De quoi Sully est-il le nom ?

Sully est un film attachant, remarquablement construit et mis en scène. Les comédiens sont excellents et l’on vibre pour l’histoire de Chesley B. Sullenberger III, ce pilote de US Airways en fin de carrière qui réussit un amerrissage d’urgence sur l’Hudson, en janvier 2009. Il devient instantanément un héros, qui fait oublier aux New Yorkais les attentats du 11 septembre 2001, le film le souligne. Il doit néanmoins convaincre l’administration du transport aérien que c’était bien la seule chose à faire, et qu’il était impossible de retourner se poser sur une piste d’aéroport. Le film est brillant, adroit, et la critique l’a apprécié à juste titre.

Sa dimension morale, politique mérite quelques commentaires.

C’est d’abord un film civique et même patriotique, qui montre le peuple américain comme il veut se donner à voir et veut se comprendre : une collectivité différenciée, unie par le talent, le sens de la solidarité et le courage, qui sait produire un héros modeste, un membre honorable de la middle class qui ne laisse pas tomber le groupe dont il a la charge, un héros qui sait tout ce qu’il doit à son copilote et à ses hôtesses.  En ce sens, Sully a les mêmes qualités et célèbre les mêmes vertus que le guerrier Band of Brothers des années 2000, créé dans le climat qui a suivi le 11-septembre par Steven Spielberg et Tom Hanks justement, Hanks que l’on retrouve dans le rôle de Sully.

Le film met en cause l’administration des transports aériens, le National Transportation Safety Board, incapable de comprendre la réalité de la situation et prisonnier d’intérêts économiques. La charge est dans la droite ligne des convictions républicaines, bien à droite de Client Eastwood : le gouvernement est le problème ! Contre cette bureaucratie, le pilote finit par l’emporter dans une grande scène quasi-judiciaire, brillamment mise en scène.  Il semble que Clint Eastwood ait artificiellement noirci le tableau et que l’aviation civile américaine n’ait pas été aussi obtuse qu’il le dise (voir ici).
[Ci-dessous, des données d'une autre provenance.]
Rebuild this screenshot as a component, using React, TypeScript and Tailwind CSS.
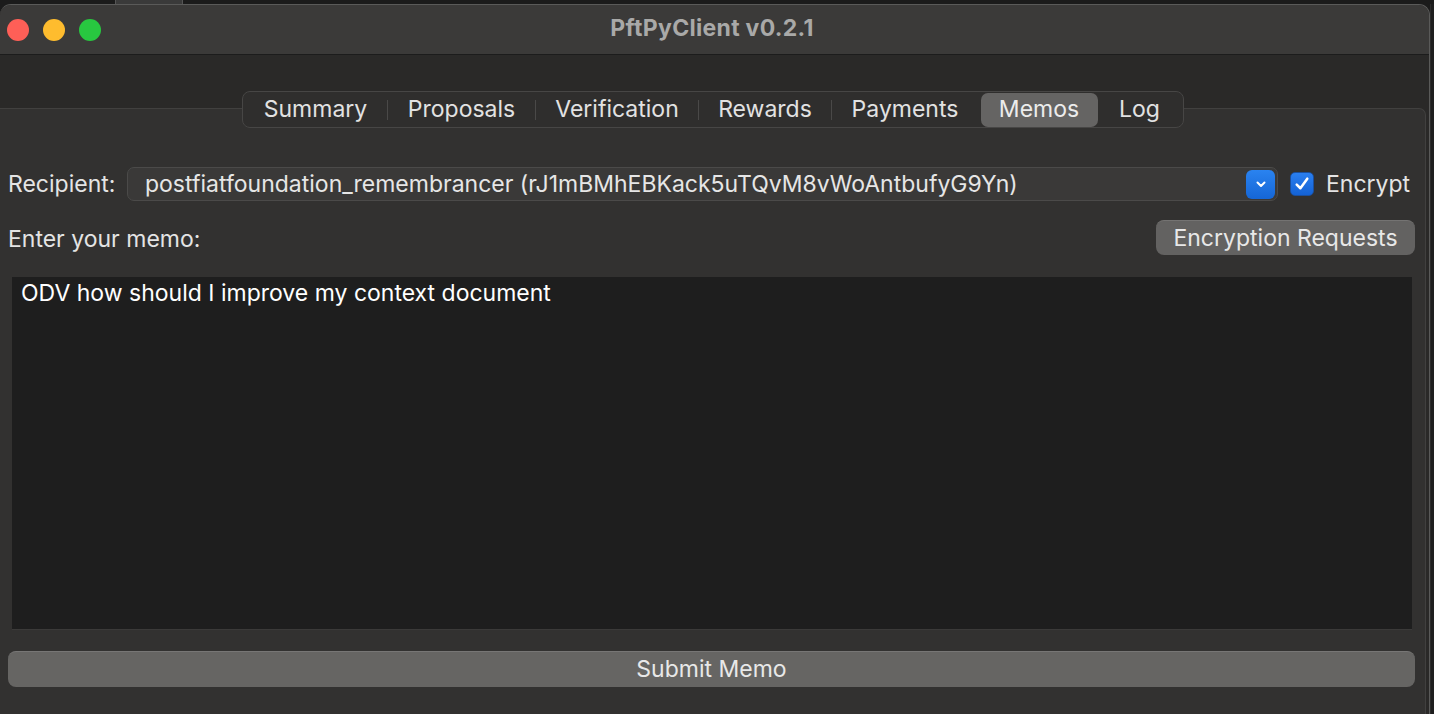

On ne remarque pas assez que l’histoire de Sully, telle que Clint Eastwood veut la raconter, c’est aussi un plaidoyer et une mise en valeur de l’homme blanc de plus de 50 ans, expérimenté et conscient de ses responsabilités, l’homme  sur lequel la société peut légitimement se reposer ; un père de famille qui a été pilote de chasse avant de passer dans l’aviation commerciale ; un homme qui sait réagir au danger, et qui va dîner de steaks avec son copilote, pas de quinoa ou de kale (choix qu’on approuve : la cause des carnivores doit être défendue). Au fond, Sully, comme Clint Eastwood veut le représenter, procède de cette même vague qui vient de donner à Donald Trump la présidence des Etats-Unis, cette vague qui veut réhabiliter la virilité blanche traditionnelle. En politique, on voit le résultat ! Cette histoire de pilote de l’air, la profession peut-être la plus étroitement associée à la virilité moderne et qui inscrit en elle la notion de responsabilité1, lui donne l’occasion de faire revivre un mythe.
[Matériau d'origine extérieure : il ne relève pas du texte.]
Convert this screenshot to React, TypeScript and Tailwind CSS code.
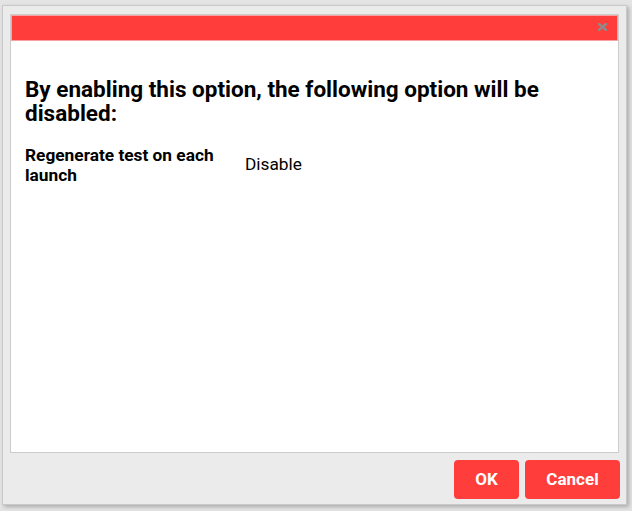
import React from 'react';

export default function App() {
  return (
    <div className="h-[511px] w-[632px] overflow-hidden bg-[#e4e4e4] font-['Roboto',sans-serif]">
      <div className="ml-[2px] mt-[5px] flex h-[500px] w-[625px] flex-col border border-[#c9c9c9] bg-[#ebebeb] shadow-[2px_2px_4px_rgba(0,0,0,0.25)]">
        <div className="mx-[7px] mt-[8px] flex h-[439px] flex-col border border-[#cccccc] bg-white">
          <div className="flex h-[26px] items-start justify-end border border-[#f7a3a2] bg-[#ff3e3b] pr-[10px] pt-[7px]">
            <svg width="9" height="8" viewBox="0 0 9 8">
              <path d="M1 1 L8 7 M8 1 L1 7" stroke="#8f8a8a" strokeWidth="2.4" strokeLinecap="square" />
            </svg>
          </div>
          <div className="px-[14px] pt-[36px]">
            <h2 className="text-[22.5px] font-bold leading-[24px] text-black">
              By enabling this option, the following option will be disabled:
            </h2>
            <div className="mt-[20px] flex items-center">
              <div className="w-[220px] text-[17.3px] font-bold leading-[20px] text-black">
                Regenerate test on each launch
              </div>
              <div className="text-[17.3px] text-black">Disable</div>
            </div>
          </div>
        </div>
        <div className="mr-[6px] mt-[7px] flex justify-end gap-[6px]">
          <button className="h-[39px] w-[65px] rounded-[4px] bg-[#ff3e3b] text-[17px] font-bold text-white">
            OK
          </button>
          <button className="h-[39px] w-[95px] rounded-[4px] bg-[#ff3e3b] text-[17px] font-bold text-white">
            Cancel
          </button>
        </div>
      </div>
    </div>
  );
}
Si le film, profondément républicain, est cependant  regardable mais aussi remarquable, c’est que cette entreprise de réhabilitation s’incarne dans des personnages bien composés, humains, à commencer par le Sully de Tom Hanks. C’est aussi parce que Clint Eastwood élimine de sa représentation de la maturité masculine tout ce qui déplait dans la droite américaine : le racisme, la misogynie, l’homophobie. La collectivité humaine dont Sully se fait le gardien, c’est l’Amérique dans sa diversité ethnique et sociale. On se dit aussi, pure spéculation, que le style Village People du co-pilote lui permet d’inclure les gays dans sa collectivité.
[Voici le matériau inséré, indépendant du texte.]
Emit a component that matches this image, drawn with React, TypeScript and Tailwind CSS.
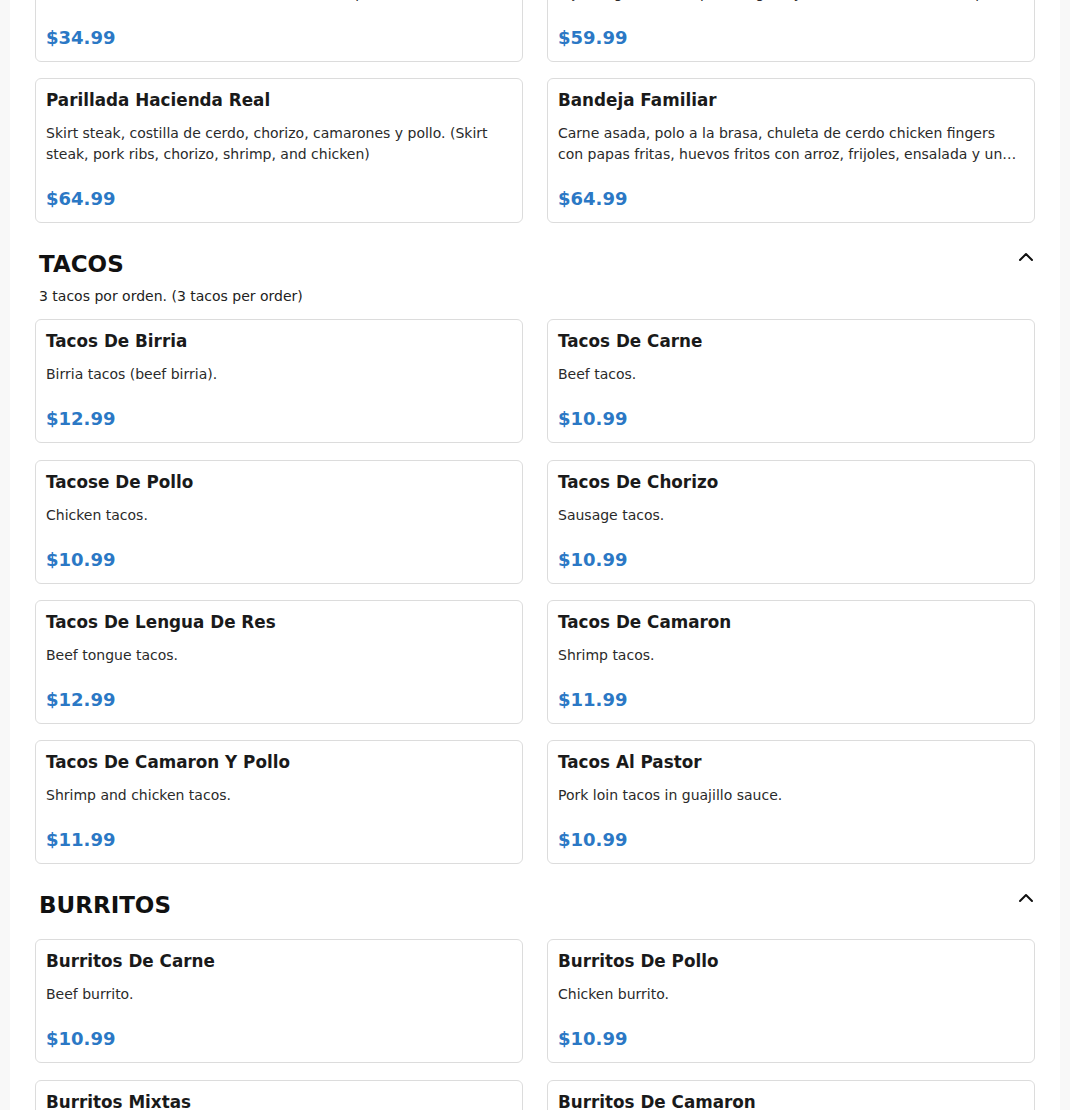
import { ChevronUp } from 'lucide-react';

type Item = { name: string; desc: string; price: string };

type Section = { title?: string; note?: string; items: Item[] };

const sections: Section[] = [
  {
    items: [
      {
        name: 'Parillada Para Dos',
        desc: 'Carne asada, pollo, chorizo y costilla de cerdo con arroz, frijoles y ensalada. (Skirt steak, chicken, chorizo and pork ribs with rice, beans, and salad)',
        price: '$34.99',
      },
      {
        name: 'Parillada Mixta',
        desc: 'Carne asada, pollo, camarones, chorizo y costilla con arroz, frijoles, guacamole, pico de gallo y tortillas hechas a mano para compartir.',
        price: '$59.99',
      },
      {
        name: 'Parillada Hacienda Real',
        desc: 'Skirt steak, costilla de cerdo, chorizo, camarones y pollo. (Skirt steak, pork ribs, chorizo, shrimp, and chicken)',
        price: '$64.99',
      },
      {
        name: 'Bandeja Familiar',
        desc: 'Carne asada, polo a la brasa, chuleta de cerdo chicken fingers con papas fritas, huevos fritos con arroz, frijoles, ensalada y una jarra de limonada.',
        price: '$64.99',
      },
    ],
  },
  {
    title: 'TACOS',
    note: '3 tacos por orden. (3 tacos per order)',
    items: [
      { name: 'Tacos De Birria', desc: 'Birria tacos (beef birria).', price: '$12.99' },
      { name: 'Tacos De Carne', desc: 'Beef tacos.', price: '$10.99' },
      { name: 'Tacose De Pollo', desc: 'Chicken tacos.', price: '$10.99' },
      { name: 'Tacos De Chorizo', desc: 'Sausage tacos.', price: '$10.99' },
      { name: 'Tacos De Lengua De Res', desc: 'Beef tongue tacos.', price: '$12.99' },
      { name: 'Tacos De Camaron', desc: 'Shrimp tacos.', price: '$11.99' },
      { name: 'Tacos De Camaron Y Pollo', desc: 'Shrimp and chicken tacos.', price: '$11.99' },
      { name: 'Tacos Al Pastor', desc: 'Pork loin tacos in guajillo sauce.', price: '$10.99' },
    ],
  },
  {
    title: 'BURRITOS',
    items: [
      { name: 'Burritos De Carne', desc: 'Beef burrito.', price: '$10.99' },
      { name: 'Burritos De Pollo', desc: 'Chicken burrito.', price: '$10.99' },
      { name: 'Burritos Mixtas', desc: 'Beef and chicken burrito.', price: '$11.99' },
      { name: 'Burritos De Camaron', desc: 'Shrimp burrito.', price: '$12.99' },
    ],
  },
];

const MenuCard = ({ item }: { item: Item }) => (
  <div className="bg-white border border-[#dcdcdc] rounded-md px-[10px] pt-[9px] pb-[9px] flex flex-col">
    <h3 className="text-[16.8px] leading-6 font-bold text-[#1a1a1a]">{item.name}</h3>
    <p className="mt-[11px] text-sm leading-[21px] text-[#2a2a2a] line-clamp-2">{item.desc}</p>
    <div className="mt-5 text-lg leading-7 font-bold text-[#2b78c5]">{item.price}</div>
  </div>
);

const App = () => {
  return (
    <div className="min-h-screen bg-[#f8f8f8] font-['DejaVu_Sans',sans-serif]">
      <div className="max-w-[1050px] mx-auto bg-white px-[25px] pb-10 min-h-screen overflow-hidden">
        <div className="-mt-[83px]">
          {sections.map((section, i) => (
            <section key={i} className={section.title ? 'pt-[25px]' : ''}>
              {section.title && (
                <div className={section.note ? 'mb-3' : 'mb-[17px]'}>
                  <div className="flex items-start justify-between px-1">
                    <h2 className="text-[23px] leading-[33px] font-bold text-[#111]">{section.title}</h2>
                    <ChevronUp className="mt-[-3px] -mr-[7px] text-[#111]" size={24} strokeWidth={2} />
                  </div>
                  {section.note && (
                    <p className="mt-[5px] px-1 text-sm leading-[21px] text-[#222]">{section.note}</p>
                  )}
                </div>
              )}
              <div className="grid grid-cols-2 gap-x-6 gap-y-[16.33px]">
                {section.items.map((item) => (
                  <MenuCard key={item.name} item={item} />
                ))}
              </div>
            </section>
          ))}
        </div>
      </div>
    </div>
  );
};

export default App;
Aux Etats-Unis, le film a été attaqué sur le terrain politique, effet collatéral de la  rage justifiée qui a entouré l’élection de Donald Trump2. Clint Eastwood ne procède cependant pas à la défense haineuse, par la fiction, d’un groupe ethnique qui se croit attaqué, déprécié ; il fait revivre une mythologie honorable. Et c’est bien mieux !

Stéphan Alamowitch 

Sully, film américain de Clint Eastwood avec Tom Hanks, Aaron Eckhart, Laura Linney (1 h 35). Sur le Web : www.warnerbros.fr/?q=sully et www.sully-movie.com/#home

Notes

Notes
1En littérature, Saint-Exupéry, Boris Polevoï…et James Salter encore récemment.
2Dans Slate.com notamment, Sully Is the Perfect Fantasy for Our Post-Fact Era.